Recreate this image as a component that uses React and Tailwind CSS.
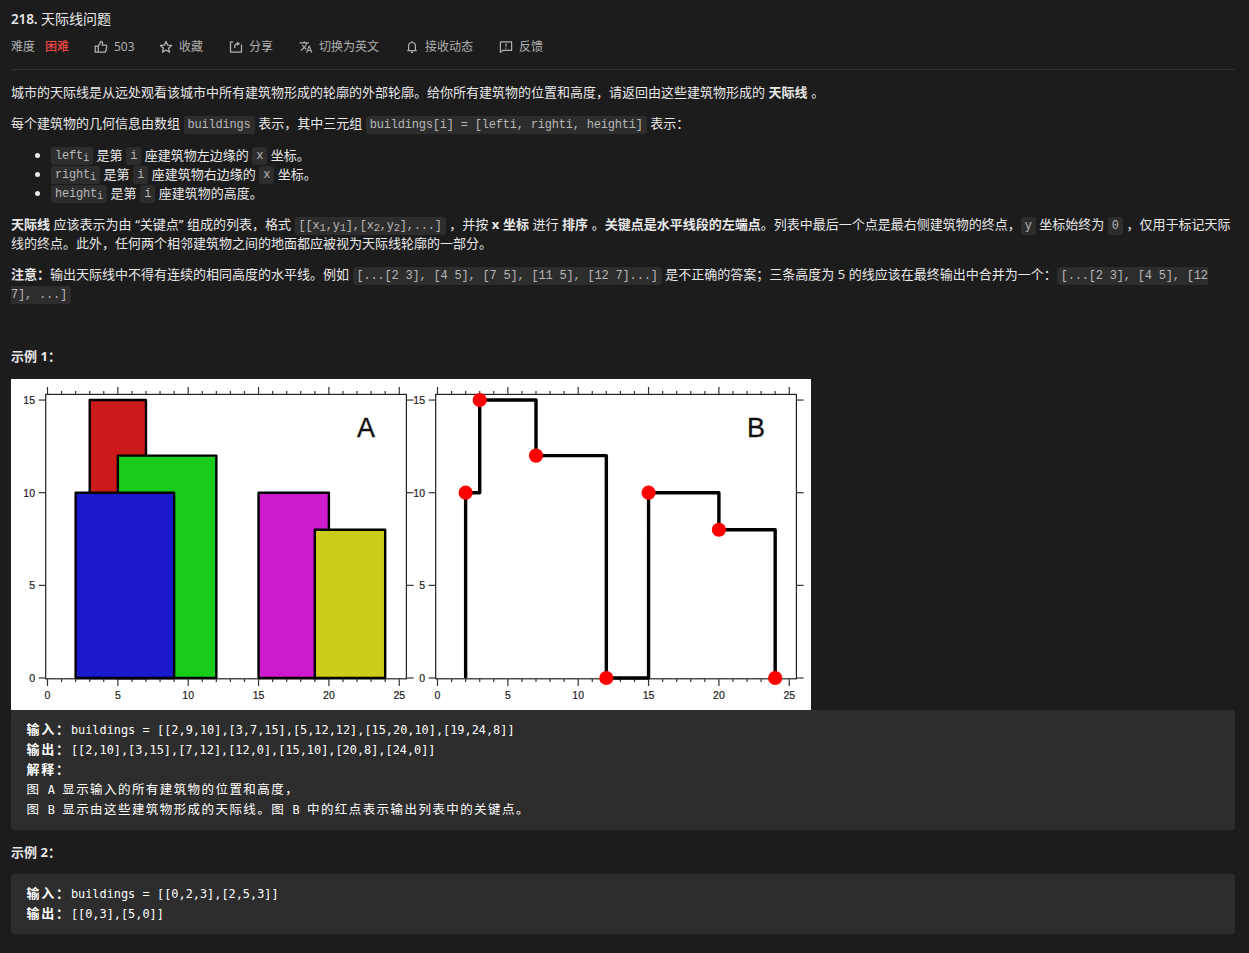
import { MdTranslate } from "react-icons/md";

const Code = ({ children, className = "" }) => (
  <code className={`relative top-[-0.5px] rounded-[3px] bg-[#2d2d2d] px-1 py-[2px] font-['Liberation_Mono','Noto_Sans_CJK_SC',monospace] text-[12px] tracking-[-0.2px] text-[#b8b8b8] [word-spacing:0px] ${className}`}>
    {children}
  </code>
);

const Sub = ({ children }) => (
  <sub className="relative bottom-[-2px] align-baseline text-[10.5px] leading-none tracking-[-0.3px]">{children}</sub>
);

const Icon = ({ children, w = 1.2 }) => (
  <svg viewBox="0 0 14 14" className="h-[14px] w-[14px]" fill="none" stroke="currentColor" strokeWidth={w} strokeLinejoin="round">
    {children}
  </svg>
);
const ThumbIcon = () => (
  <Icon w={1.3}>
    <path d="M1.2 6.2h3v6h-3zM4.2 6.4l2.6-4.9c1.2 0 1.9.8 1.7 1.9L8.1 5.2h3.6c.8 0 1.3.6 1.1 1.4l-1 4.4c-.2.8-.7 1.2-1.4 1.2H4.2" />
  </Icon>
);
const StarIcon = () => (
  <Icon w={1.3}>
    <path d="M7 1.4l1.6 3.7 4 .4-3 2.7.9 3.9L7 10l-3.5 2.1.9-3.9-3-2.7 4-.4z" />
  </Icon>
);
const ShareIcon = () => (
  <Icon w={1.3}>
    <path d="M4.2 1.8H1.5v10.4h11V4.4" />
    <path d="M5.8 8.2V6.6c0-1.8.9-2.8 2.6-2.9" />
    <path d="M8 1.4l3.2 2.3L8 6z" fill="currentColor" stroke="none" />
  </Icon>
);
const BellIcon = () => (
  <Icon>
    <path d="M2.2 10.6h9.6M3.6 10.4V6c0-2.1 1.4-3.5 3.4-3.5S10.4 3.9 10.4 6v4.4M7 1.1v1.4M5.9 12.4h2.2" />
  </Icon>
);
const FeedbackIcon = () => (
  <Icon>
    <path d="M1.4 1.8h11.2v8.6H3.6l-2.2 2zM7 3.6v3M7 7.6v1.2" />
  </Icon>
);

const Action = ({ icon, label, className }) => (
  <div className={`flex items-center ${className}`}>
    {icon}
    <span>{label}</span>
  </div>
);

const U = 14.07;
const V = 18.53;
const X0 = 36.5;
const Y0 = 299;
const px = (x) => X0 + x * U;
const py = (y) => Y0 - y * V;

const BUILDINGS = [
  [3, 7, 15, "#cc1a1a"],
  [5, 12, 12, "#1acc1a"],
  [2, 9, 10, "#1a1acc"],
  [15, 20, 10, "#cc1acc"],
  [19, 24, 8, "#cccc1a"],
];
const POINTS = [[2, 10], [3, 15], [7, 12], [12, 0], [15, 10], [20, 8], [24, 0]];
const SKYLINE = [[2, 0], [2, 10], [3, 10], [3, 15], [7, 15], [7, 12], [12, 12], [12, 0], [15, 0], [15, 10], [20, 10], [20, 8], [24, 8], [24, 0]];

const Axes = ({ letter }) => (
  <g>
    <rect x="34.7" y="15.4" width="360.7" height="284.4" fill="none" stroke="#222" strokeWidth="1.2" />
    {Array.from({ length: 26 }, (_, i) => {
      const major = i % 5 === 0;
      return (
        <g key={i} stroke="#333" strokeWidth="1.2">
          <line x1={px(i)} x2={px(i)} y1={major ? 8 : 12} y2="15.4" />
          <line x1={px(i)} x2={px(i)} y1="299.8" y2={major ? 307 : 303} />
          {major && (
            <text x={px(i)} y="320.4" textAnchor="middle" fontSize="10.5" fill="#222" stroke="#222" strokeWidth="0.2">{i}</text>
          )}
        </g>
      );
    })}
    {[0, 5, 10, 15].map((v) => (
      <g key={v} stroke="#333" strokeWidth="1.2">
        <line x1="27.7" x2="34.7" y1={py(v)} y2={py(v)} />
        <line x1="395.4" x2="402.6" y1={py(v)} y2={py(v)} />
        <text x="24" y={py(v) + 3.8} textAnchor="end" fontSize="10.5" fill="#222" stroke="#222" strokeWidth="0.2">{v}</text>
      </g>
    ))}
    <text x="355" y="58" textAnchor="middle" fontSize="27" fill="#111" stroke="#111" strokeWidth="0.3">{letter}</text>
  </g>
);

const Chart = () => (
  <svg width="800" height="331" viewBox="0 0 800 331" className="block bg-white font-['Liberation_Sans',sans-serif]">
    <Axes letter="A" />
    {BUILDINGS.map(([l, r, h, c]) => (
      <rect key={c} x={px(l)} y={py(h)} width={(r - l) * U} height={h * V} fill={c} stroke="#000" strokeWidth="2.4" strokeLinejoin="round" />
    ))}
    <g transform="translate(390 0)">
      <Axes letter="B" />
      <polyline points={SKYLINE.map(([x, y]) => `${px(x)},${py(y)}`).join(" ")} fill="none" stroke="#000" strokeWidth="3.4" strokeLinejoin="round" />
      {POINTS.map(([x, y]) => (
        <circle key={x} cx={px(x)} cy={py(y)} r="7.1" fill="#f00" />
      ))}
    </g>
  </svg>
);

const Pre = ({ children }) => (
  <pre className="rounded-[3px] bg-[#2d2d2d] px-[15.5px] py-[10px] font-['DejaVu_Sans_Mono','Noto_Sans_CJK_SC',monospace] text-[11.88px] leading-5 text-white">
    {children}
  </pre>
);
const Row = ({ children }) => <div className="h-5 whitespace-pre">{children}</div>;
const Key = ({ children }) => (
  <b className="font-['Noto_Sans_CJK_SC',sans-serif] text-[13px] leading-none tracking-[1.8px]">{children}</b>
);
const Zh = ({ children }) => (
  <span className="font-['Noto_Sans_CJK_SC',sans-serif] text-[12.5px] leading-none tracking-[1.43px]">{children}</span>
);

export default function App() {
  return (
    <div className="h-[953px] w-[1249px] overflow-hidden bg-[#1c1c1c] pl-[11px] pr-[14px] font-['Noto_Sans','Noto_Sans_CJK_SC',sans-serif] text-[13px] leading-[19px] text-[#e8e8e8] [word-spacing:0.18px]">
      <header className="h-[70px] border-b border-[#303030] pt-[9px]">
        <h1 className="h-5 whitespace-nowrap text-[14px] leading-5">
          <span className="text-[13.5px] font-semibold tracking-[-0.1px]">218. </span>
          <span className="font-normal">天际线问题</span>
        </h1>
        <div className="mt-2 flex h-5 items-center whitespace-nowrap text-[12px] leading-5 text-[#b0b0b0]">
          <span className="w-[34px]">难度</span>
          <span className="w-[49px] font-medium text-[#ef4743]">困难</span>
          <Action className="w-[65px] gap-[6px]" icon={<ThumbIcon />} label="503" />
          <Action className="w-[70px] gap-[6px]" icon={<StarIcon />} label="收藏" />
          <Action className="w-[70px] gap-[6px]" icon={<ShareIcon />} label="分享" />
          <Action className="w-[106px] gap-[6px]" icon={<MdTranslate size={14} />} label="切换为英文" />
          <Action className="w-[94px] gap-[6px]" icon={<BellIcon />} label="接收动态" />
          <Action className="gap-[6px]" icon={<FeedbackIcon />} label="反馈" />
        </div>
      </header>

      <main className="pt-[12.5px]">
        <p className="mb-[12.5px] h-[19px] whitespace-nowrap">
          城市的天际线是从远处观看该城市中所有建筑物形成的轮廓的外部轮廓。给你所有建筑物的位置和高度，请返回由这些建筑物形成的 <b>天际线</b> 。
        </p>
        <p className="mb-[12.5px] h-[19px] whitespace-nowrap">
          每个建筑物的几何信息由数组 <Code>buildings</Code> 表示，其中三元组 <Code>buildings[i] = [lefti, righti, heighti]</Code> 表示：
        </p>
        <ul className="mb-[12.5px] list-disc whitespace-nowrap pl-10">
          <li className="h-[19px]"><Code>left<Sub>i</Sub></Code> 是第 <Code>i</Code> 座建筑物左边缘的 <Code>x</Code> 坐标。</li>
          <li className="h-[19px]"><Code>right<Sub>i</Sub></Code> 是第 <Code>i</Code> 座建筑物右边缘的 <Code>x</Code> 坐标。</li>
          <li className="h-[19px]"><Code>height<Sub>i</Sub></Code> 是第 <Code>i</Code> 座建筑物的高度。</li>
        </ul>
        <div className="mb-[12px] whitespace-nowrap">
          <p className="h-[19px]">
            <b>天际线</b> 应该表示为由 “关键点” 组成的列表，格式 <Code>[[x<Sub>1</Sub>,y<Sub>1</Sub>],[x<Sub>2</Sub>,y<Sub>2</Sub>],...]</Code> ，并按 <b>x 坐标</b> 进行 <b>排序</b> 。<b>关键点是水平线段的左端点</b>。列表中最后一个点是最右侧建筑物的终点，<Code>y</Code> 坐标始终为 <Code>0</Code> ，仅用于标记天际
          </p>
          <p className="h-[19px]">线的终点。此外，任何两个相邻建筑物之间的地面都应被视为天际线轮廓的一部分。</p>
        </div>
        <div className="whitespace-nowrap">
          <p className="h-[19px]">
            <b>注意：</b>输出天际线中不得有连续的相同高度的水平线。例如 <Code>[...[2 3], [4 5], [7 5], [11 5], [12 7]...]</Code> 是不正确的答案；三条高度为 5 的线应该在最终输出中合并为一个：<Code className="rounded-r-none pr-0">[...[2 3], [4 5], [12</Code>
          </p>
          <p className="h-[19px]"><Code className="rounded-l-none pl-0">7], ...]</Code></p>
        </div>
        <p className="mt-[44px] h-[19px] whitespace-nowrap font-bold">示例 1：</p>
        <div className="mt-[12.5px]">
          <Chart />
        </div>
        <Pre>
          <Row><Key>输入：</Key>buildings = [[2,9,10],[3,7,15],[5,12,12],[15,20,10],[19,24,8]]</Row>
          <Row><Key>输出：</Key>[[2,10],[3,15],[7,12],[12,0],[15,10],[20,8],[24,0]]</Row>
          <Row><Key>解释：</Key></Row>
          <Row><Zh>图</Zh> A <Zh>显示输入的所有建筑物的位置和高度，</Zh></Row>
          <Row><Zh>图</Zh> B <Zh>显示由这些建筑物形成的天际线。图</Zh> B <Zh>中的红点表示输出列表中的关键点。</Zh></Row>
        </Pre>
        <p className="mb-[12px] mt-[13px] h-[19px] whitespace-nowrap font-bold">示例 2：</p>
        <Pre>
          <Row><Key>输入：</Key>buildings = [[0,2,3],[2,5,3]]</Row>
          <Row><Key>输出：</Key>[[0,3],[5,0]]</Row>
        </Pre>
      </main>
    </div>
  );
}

=== Given task ===
Return only the lines from the start of the data through the line that contains "const py = (y) => Y0 - y * V;", please, copying them exactly and omitting all pictures.

=== Written response ===
Recreate this image as a component that uses React and Tailwind CSS.
import { MdTranslate } from "react-icons/md";

const Code = ({ children, className = "" }) => (
  <code className={`relative top-[-0.5px] rounded-[3px] bg-[#2d2d2d] px-1 py-[2px] font-['Liberation_Mono','Noto_Sans_CJK_SC',monospace] text-[12px] tracking-[-0.2px] text-[#b8b8b8] [word-spacing:0px] ${className}`}>
    {children}
  </code>
);

const Sub = ({ children }) => (
  <sub className="relative bottom-[-2px] align-baseline text-[10.5px] leading-none tracking-[-0.3px]">{children}</sub>
);

const Icon = ({ children, w = 1.2 }) => (
  <svg viewBox="0 0 14 14" className="h-[14px] w-[14px]" fill="none" stroke="currentColor" strokeWidth={w} strokeLinejoin="round">
    {children}
  </svg>
);
const ThumbIcon = () => (
  <Icon w={1.3}>
    <path d="M1.2 6.2h3v6h-3zM4.2 6.4l2.6-4.9c1.2 0 1.9.8 1.7 1.9L8.1 5.2h3.6c.8 0 1.3.6 1.1 1.4l-1 4.4c-.2.8-.7 1.2-1.4 1.2H4.2" />
  </Icon>
);
const StarIcon = () => (
  <Icon w={1.3}>
    <path d="M7 1.4l1.6 3.7 4 .4-3 2.7.9 3.9L7 10l-3.5 2.1.9-3.9-3-2.7 4-.4z" />
  </Icon>
);
const ShareIcon = () => (
  <Icon w={1.3}>
    <path d="M4.2 1.8H1.5v10.4h11V4.4" />
    <path d="M5.8 8.2V6.6c0-1.8.9-2.8 2.6-2.9" />
    <path d="M8 1.4l3.2 2.3L8 6z" fill="currentColor" stroke="none" />
  </Icon>
);
const BellIcon = () => (
  <Icon>
    <path d="M2.2 10.6h9.6M3.6 10.4V6c0-2.1 1.4-3.5 3.4-3.5S10.4 3.9 10.4 6v4.4M7 1.1v1.4M5.9 12.4h2.2" />
  </Icon>
);
const FeedbackIcon = () => (
  <Icon>
    <path d="M1.4 1.8h11.2v8.6H3.6l-2.2 2zM7 3.6v3M7 7.6v1.2" />
  </Icon>
);

const Action = ({ icon, label, className }) => (
  <div className={`flex items-center ${className}`}>
    {icon}
    <span>{label}</span>
  </div>
);

const U = 14.07;
const V = 18.53;
const X0 = 36.5;
const Y0 = 299;
const px = (x) => X0 + x * U;
const py = (y) => Y0 - y * V;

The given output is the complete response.